— BEGIN —

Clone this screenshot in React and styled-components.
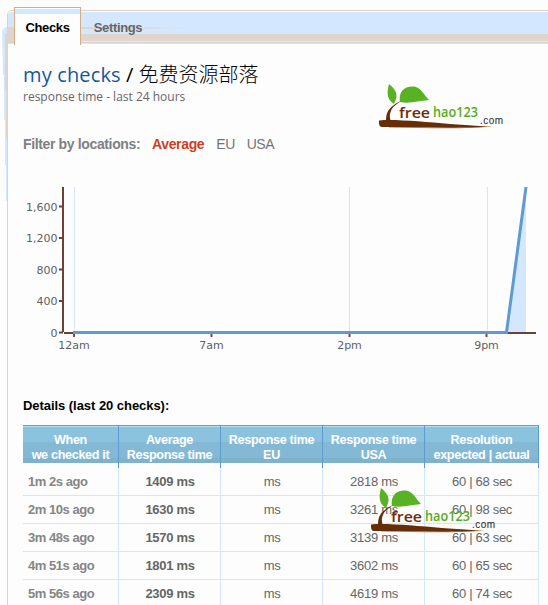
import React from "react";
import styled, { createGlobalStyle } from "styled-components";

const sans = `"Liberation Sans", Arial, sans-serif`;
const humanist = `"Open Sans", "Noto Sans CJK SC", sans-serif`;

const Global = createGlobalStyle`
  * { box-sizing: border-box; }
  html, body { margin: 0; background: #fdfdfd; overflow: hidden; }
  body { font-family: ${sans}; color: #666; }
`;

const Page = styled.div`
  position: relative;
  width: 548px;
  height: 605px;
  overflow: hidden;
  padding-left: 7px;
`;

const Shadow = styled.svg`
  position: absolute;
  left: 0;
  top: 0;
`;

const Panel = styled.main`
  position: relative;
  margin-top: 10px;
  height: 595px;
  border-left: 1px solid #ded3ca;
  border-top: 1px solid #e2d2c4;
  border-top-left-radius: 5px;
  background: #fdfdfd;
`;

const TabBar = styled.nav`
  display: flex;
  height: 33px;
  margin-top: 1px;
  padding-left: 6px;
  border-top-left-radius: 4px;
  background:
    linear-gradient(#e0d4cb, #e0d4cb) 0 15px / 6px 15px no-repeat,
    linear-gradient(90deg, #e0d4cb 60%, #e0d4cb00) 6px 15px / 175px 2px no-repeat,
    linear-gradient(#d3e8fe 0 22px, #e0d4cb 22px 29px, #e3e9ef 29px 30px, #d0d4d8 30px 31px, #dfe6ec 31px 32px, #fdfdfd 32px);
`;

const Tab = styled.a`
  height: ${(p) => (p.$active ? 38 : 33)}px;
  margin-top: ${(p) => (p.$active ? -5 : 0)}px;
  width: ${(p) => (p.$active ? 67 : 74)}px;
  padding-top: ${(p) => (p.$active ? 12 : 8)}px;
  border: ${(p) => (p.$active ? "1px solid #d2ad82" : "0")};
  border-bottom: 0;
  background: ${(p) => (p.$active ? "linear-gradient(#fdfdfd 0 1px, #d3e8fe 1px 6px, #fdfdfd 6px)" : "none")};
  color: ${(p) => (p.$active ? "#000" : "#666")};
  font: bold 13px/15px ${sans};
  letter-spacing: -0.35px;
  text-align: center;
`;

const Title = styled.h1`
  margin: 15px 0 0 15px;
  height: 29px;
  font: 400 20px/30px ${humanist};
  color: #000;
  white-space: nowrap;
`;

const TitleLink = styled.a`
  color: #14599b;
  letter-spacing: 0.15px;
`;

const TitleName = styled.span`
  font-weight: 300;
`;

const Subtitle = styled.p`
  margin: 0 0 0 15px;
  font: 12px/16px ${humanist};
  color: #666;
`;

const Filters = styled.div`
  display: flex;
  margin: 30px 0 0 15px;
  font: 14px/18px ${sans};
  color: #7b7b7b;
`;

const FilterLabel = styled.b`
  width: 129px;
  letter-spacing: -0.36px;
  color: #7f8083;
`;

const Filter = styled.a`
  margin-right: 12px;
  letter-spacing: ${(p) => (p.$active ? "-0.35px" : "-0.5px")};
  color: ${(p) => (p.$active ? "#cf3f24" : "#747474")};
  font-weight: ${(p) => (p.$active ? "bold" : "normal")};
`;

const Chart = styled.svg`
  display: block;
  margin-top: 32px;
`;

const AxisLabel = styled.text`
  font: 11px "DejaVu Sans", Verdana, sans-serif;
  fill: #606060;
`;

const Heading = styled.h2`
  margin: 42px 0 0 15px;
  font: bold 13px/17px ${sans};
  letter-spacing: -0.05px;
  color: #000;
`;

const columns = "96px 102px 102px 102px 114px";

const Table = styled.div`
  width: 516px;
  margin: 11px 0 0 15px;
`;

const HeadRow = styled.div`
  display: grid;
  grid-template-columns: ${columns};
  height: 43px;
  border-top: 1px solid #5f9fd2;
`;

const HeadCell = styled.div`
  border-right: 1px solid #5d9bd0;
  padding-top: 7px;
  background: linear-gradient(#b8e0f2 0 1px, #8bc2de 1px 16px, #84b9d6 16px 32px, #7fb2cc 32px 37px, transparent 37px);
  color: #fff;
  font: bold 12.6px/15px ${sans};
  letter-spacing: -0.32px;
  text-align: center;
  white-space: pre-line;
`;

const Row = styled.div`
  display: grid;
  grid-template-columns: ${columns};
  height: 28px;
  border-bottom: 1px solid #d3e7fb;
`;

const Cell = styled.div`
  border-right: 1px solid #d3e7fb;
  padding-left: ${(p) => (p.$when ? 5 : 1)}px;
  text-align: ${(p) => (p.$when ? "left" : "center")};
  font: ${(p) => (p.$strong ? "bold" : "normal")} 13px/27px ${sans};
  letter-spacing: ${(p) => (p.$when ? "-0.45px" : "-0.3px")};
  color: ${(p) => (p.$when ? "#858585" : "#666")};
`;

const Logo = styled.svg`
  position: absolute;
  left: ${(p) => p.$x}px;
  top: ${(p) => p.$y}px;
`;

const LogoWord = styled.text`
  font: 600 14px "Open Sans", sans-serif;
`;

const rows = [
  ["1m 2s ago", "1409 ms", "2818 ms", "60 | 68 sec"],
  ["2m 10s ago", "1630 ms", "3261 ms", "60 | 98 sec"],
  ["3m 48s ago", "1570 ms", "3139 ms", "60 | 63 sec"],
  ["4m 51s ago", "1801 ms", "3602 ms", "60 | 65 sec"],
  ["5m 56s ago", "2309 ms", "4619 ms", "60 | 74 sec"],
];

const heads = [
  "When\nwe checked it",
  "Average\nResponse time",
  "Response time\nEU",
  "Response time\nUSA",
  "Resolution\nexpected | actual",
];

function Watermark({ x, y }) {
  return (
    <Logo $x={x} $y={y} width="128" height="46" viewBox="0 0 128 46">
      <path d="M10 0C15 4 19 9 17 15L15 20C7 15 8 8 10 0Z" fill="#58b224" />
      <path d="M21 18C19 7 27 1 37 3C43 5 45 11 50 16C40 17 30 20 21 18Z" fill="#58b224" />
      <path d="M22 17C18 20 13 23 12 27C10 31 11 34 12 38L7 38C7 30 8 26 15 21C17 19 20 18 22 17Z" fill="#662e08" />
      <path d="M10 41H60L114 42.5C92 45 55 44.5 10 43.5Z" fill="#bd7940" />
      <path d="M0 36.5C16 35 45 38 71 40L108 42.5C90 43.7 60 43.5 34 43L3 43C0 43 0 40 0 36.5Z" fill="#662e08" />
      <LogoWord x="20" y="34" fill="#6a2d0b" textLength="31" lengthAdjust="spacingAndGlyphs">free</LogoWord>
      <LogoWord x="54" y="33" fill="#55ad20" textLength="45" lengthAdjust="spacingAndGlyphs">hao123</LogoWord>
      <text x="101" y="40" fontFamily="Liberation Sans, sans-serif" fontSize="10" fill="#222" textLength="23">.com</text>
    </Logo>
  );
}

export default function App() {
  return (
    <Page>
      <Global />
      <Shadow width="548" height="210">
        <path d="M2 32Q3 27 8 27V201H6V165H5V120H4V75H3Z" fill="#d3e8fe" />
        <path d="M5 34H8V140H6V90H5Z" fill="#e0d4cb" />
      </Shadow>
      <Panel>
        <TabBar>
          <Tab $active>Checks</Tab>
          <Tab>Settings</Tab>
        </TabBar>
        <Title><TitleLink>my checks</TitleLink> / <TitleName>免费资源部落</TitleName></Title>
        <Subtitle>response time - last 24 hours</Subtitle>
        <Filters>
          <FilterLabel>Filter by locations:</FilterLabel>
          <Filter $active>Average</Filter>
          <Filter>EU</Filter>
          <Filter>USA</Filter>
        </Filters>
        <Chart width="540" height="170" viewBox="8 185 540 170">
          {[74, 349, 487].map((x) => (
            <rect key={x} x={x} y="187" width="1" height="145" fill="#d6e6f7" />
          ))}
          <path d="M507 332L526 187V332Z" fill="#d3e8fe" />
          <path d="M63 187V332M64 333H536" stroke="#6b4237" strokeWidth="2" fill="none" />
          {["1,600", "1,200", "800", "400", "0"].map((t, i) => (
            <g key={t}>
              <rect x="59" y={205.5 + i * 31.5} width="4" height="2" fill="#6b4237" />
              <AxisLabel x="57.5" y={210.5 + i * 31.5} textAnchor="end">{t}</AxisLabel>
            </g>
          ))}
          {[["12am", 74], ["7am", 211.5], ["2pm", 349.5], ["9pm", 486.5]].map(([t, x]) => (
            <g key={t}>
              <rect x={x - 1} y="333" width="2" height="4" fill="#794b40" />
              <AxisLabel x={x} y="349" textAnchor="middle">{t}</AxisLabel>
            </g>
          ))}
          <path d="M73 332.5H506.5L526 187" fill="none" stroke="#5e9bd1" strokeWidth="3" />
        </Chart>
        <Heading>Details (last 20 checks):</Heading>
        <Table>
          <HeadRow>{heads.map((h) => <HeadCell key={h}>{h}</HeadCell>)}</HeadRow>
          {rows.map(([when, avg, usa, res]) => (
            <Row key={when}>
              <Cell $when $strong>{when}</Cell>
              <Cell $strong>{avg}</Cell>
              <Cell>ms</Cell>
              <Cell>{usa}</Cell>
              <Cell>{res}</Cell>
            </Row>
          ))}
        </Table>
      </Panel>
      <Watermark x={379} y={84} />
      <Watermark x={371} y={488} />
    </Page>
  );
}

— END —

» **Your objective**:
Identify the lines of the data that contain the word "React". Copy each of them.

» **Final result**:
Clone this screenshot in React and styled-components.
import React from "react";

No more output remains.